**SOURCE MATERIAL:**
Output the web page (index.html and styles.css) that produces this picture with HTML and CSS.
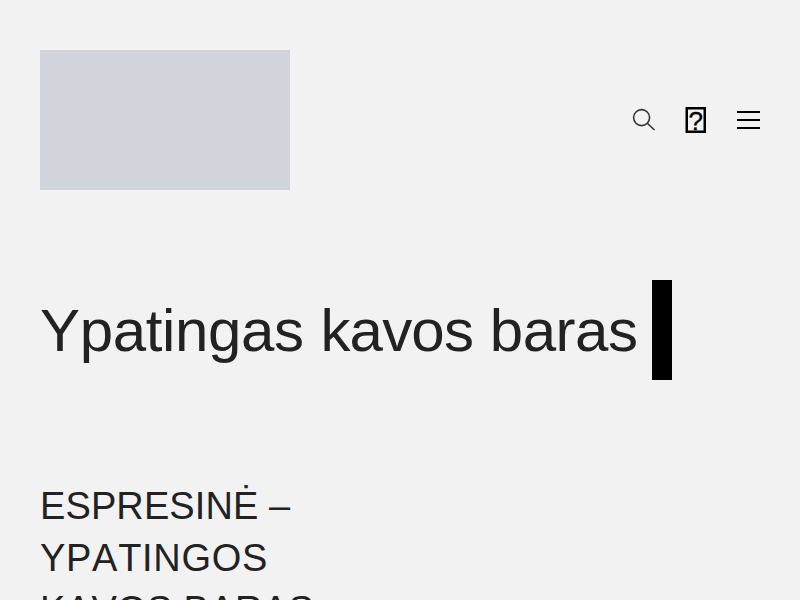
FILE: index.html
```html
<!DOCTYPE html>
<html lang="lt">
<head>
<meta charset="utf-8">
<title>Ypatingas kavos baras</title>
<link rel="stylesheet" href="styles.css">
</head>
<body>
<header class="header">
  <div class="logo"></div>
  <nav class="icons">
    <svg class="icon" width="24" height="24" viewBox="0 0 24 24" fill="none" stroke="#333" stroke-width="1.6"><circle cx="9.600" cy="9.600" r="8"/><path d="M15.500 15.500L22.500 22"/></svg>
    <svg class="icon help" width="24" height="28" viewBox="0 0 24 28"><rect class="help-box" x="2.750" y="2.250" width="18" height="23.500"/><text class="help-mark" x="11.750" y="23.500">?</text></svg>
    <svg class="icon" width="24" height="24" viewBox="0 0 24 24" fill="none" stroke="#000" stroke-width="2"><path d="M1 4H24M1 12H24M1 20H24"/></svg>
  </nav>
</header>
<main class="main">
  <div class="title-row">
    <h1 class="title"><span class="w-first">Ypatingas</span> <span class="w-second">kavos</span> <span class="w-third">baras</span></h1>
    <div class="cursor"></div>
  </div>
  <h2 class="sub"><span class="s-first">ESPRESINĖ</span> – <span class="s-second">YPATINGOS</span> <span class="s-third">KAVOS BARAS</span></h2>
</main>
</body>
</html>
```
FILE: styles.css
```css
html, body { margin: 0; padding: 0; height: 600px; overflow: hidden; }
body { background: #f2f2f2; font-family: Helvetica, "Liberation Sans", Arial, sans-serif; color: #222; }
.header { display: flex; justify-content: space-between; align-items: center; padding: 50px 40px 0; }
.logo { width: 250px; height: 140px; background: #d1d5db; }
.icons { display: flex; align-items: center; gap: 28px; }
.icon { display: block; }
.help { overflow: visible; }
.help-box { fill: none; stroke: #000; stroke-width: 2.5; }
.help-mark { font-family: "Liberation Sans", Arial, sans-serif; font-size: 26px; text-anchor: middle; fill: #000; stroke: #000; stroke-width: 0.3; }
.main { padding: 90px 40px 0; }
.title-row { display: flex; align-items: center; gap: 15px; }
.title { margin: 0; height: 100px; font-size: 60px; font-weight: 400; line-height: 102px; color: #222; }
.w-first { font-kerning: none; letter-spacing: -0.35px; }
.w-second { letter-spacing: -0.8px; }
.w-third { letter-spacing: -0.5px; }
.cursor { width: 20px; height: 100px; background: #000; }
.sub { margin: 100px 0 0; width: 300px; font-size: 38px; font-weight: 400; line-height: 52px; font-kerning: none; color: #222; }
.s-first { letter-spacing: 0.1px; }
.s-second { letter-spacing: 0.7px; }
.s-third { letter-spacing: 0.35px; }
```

**STATED PROBLEM:** Every line should be retyped exactly, with the pictures omitted.

**CORRECT RESPONSE:**
Output the web page (index.html and styles.css) that produces this picture with HTML and CSS.
FILE: index.html
```html
<!DOCTYPE html>
<html lang="lt">
<head>
<meta charset="utf-8">
<title>Ypatingas kavos baras</title>
<link rel="stylesheet" href="styles.css">
</head>
<body>
<header class="header">
  <div class="logo"></div>
  <nav class="icons">
    <svg class="icon" width="24" height="24" viewBox="0 0 24 24" fill="none" stroke="#333" stroke-width="1.6"><circle cx="9.600" cy="9.600" r="8"/><path d="M15.500 15.500L22.500 22"/></svg>
    <svg class="icon help" width="24" height="28" viewBox="0 0 24 28"><rect class="help-box" x="2.750" y="2.250" width="18" height="23.500"/><text class="help-mark" x="11.750" y="23.500">?</text></svg>
    <svg class="icon" width="24" height="24" viewBox="0 0 24 24" fill="none" stroke="#000" stroke-width="2"><path d="M1 4H24M1 12H24M1 20H24"/></svg>
  </nav>
</header>
<main class="main">
  <div class="title-row">
    <h1 class="title"><span class="w-first">Ypatingas</span> <span class="w-second">kavos</span> <span class="w-third">baras</span></h1>
    <div class="cursor"></div>
  </div>
  <h2 class="sub"><span class="s-first">ESPRESINĖ</span> – <span class="s-second">YPATINGOS</span> <span class="s-third">KAVOS BARAS</span></h2>
</main>
</body>
</html>
```
FILE: styles.css
```css
html, body { margin: 0; padding: 0; height: 600px; overflow: hidden; }
body { background: #f2f2f2; font-family: Helvetica, "Liberation Sans", Arial, sans-serif; color: #222; }
.header { display: flex; justify-content: space-between; align-items: center; padding: 50px 40px 0; }
.logo { width: 250px; height: 140px; background: #d1d5db; }
.icons { display: flex; align-items: center; gap: 28px; }
.icon { display: block; }
.help { overflow: visible; }
.help-box { fill: none; stroke: #000; stroke-width: 2.5; }
.help-mark { font-family: "Liberation Sans", Arial, sans-serif; font-size: 26px; text-anchor: middle; fill: #000; stroke: #000; stroke-width: 0.3; }
.main { padding: 90px 40px 0; }
.title-row { display: flex; align-items: center; gap: 15px; }
.title { margin: 0; height: 100px; font-size: 60px; font-weight: 400; line-height: 102px; color: #222; }
.w-first { font-kerning: none; letter-spacing: -0.35px; }
.w-second { letter-spacing: -0.8px; }
.w-third { letter-spacing: -0.5px; }
.cursor { width: 20px; height: 100px; background: #000; }
.sub { margin: 100px 0 0; width: 300px; font-size: 38px; font-weight: 400; line-height: 52px; font-kerning: none; color: #222; }
.s-first { letter-spacing: 0.1px; }
.s-second { letter-spacing: 0.7px; }
.s-third { letter-spacing: 0.35px; }
```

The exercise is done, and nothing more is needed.